Organisational Culture
• Poor communication
• Poor leadership
• Lack of clarity about organisational objectives and
structure

Home-Work Interface
• Conflicting demands of work and home
• Lack of support for domestic problems at work
• Lack of support for work problems at home

The effects of workstress on individuals

Stress affects different people in different ways. The experience of work stress can cause unusual and dysfunctional behaviour at work and contribute to poor physical and mental health. In extreme cases, long-term stress or traumatic events at work may lead to psychological problems and be conductive to psychiatric disorders resulting in absence from work and preventing the worker from being able to work again. When under stress, people find it difficult to maintain a healthy balance between work and non- work life. At the same time, they may engage in unhealthy activities, such as smoking drinking and abusing drugs. Stress may also affect the immune system, impairing people’s ability to fight infections.

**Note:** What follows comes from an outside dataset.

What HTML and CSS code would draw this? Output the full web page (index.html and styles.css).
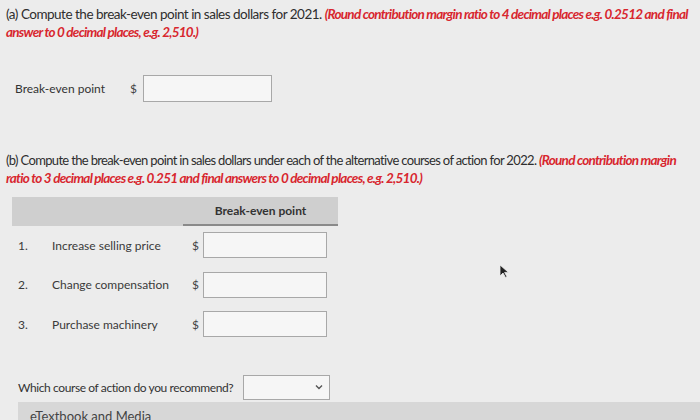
FILE: index.html
```html
<!DOCTYPE html>
<html>
<head>
<meta charset="utf-8">
<link rel="stylesheet" href="styles.css">
</head>
<body>
<div class="page">
  <p class="q">(a) Compute the break-even point in sales dollars for 2021. <em class="hint">(Round contribution margin ratio to 4 decimal places e.g. 0.2512 and final answer to 0 decimal places, e.g. 2,510.)</em></p>
  <div class="single">
    <span class="label">Break-even point</span>
    <span class="dollar">$</span>
    <span class="box wide"></span>
  </div>
  <p class="q qb">(b) Compute the break-even point in sales dollars under each of the alternative courses of action for 2022. <em class="hint">(Round contribution margin ratio to 3 decimal places e.g. 0.251 and final answers to 0 decimal places, e.g. 2,510.)</em></p>
  <div class="table">
    <div class="thead">
      <div class="thspace"></div>
      <div class="th">Break-even point</div>
    </div>
    <div class="row first">
      <span class="num">1.</span>
      <span class="name">Increase selling price</span>
      <span class="dollar">$</span>
      <span class="box cell"></span>
    </div>
    <div class="row">
      <span class="num">2.</span>
      <span class="name">Change compensation</span>
      <span class="dollar">$</span>
      <span class="box cell"></span>
    </div>
    <div class="row">
      <span class="num">3.</span>
      <span class="name">Purchase machinery</span>
      <span class="dollar">$</span>
      <span class="box cell"></span>
    </div>
  </div>
  <div class="recommend">
    <span class="label">Which course of action do you recommend?</span>
    <span class="box select"><svg width="8" height="6" viewBox="0 0 8 6"><path d="M1 1.5 L4 4.5 L7 1.5" fill="none" stroke="#555" stroke-width="1.4"/></svg></span>
  </div>
  <div class="etext">eTextbook and Media</div>
</div>
<svg class="cursor" width="10" height="14" viewBox="0 0 10 14"><path d="M1 1 L1 12 L4 9 L6.5 13.5 L8 12.8 L5.6 8.4 L9.5 8.4 Z" fill="#222" stroke="#eee" stroke-width="0.8"/></svg>
</body>
</html>
```
FILE: styles.css
```css
html, body {
  margin: 0;
  padding: 0;
}
body {
  background: #ececec;
  font-family: Lato, "Open Sans", sans-serif;
  color: #3a3a3a;
  width: 700px;
  height: 420px;
  overflow: hidden;
  position: relative;
}
.page {
  padding: 5px 0 0 6px;
}
.q {
  margin: 0;
  font-size: 13.5px;
  line-height: 18px;
  letter-spacing: -0.5px;
  width: 694px;
  color: #2e2e2e;
}
.hint {
  color: #d8262e;
  font-weight: 700;
  font-style: italic;
  font-size: 13.5px;
  letter-spacing: -0.75px;
}
.single {
  display: flex;
  align-items: center;
  margin: 33px 0 0 9px;
  height: 28px;
}
.label {
  font-size: 12px;
  color: #333;
  white-space: nowrap;
}
.single .label {
  width: 115px;
}
.dollar {
  font-size: 12px;
  color: #444;
  width: 13px;
}
.box {
  display: block;
  background: #f6f6f6;
  border: 1px solid #a8a8a8;
  box-sizing: border-box;
}
.wide {
  width: 129px;
  height: 27px;
}
.qb {
  margin-top: 49px;
  font-size: 13px;
  letter-spacing: -0.66px;
}
.table {
  margin: 10px 0 0 6px;
  width: 326px;
}
.thead {
  display: flex;
  background: #cfcfcf;
  height: 29px;
}
.thspace {
  width: 171px;
}
.th {
  flex: 1;
  display: flex;
  align-items: center;
  justify-content: center;
  font-size: 12px;
  font-weight: 700;
  color: #333;
  border-bottom: 2px solid #8a8a8a;
}
.row {
  display: flex;
  align-items: center;
  height: 26px;
  margin-top: 13.5px;
  font-size: 12px;
}
.row.first {
  margin-top: 6px;
}
.num {
  width: 40px;
  padding-left: 6px;
  box-sizing: border-box;
}
.name {
  width: 140px;
}
.row .dollar {
  width: 11px;
}
.cell {
  width: 124px;
  height: 26px;
}
.recommend {
  display: flex;
  align-items: center;
  margin: 37px 0 0 12px;
  height: 26px;
}
.recommend .label {
  width: 225px;
  letter-spacing: -0.4px;
}
.select {
  width: 87px;
  height: 25px;
  display: flex;
  align-items: center;
  justify-content: flex-end;
  padding-right: 6px;
}
.etext {
  margin: 2px 0 0 12px;
  background: #d7d7d7;
  height: 20px;
  padding: 6px 0 0 12px;
  box-sizing: border-box;
  font-size: 13px;
  line-height: 16px;
  color: #444;
}
.cursor {
  position: absolute;
  left: 499px;
  top: 264px;
}
```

When affected by work stress people may:
• become increasingly distressed and irritable
• become unable to relax or concentrate
• have difficulty thinking logically and making decisions
• enjoy their work less and feel less committed to it
• feel tired, depressed, anxious
• have difficulty sleeping
• experience serious physical problems, such as:
- heart disease,
- disorders of the digestive system,
- increases in blood pressure, headaches,
- musculo-skeletal disorders (such as low back pain and upper limb disorders)

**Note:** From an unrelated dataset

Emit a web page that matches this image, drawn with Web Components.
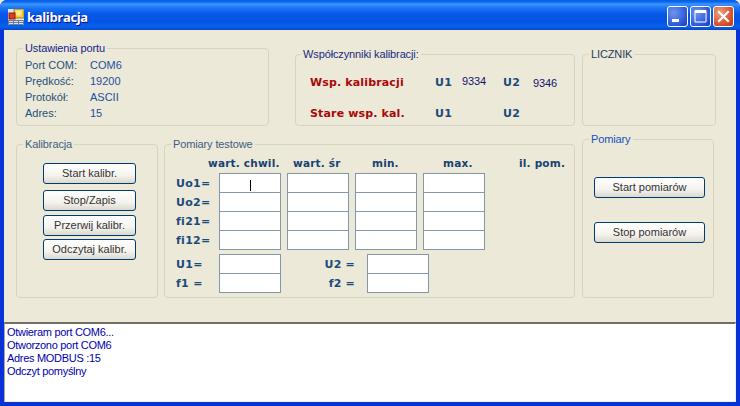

Work stress is thought to affect organisations by:
• increasing absenteeism
• decreasing commitment to work
• increasing staff turn-over
• impairing performance and productivity
• increasing unsafe working practices and accident rates
• increasing complaints from clients and customers
• adversely affecting staff recruitment
• increasing liability to legal claims and actions by stressed workers
• damaging the organisation’s image both among its workers and externally

The effects of workstress on organisations

If key staff or a large number of workers are affected, work stress may challenge the healthiness and performance of their organisation. Unhealthy organisations do not get the best from their workers and this may affect not only their performance in the increasingly competitive market but eventually even their survival.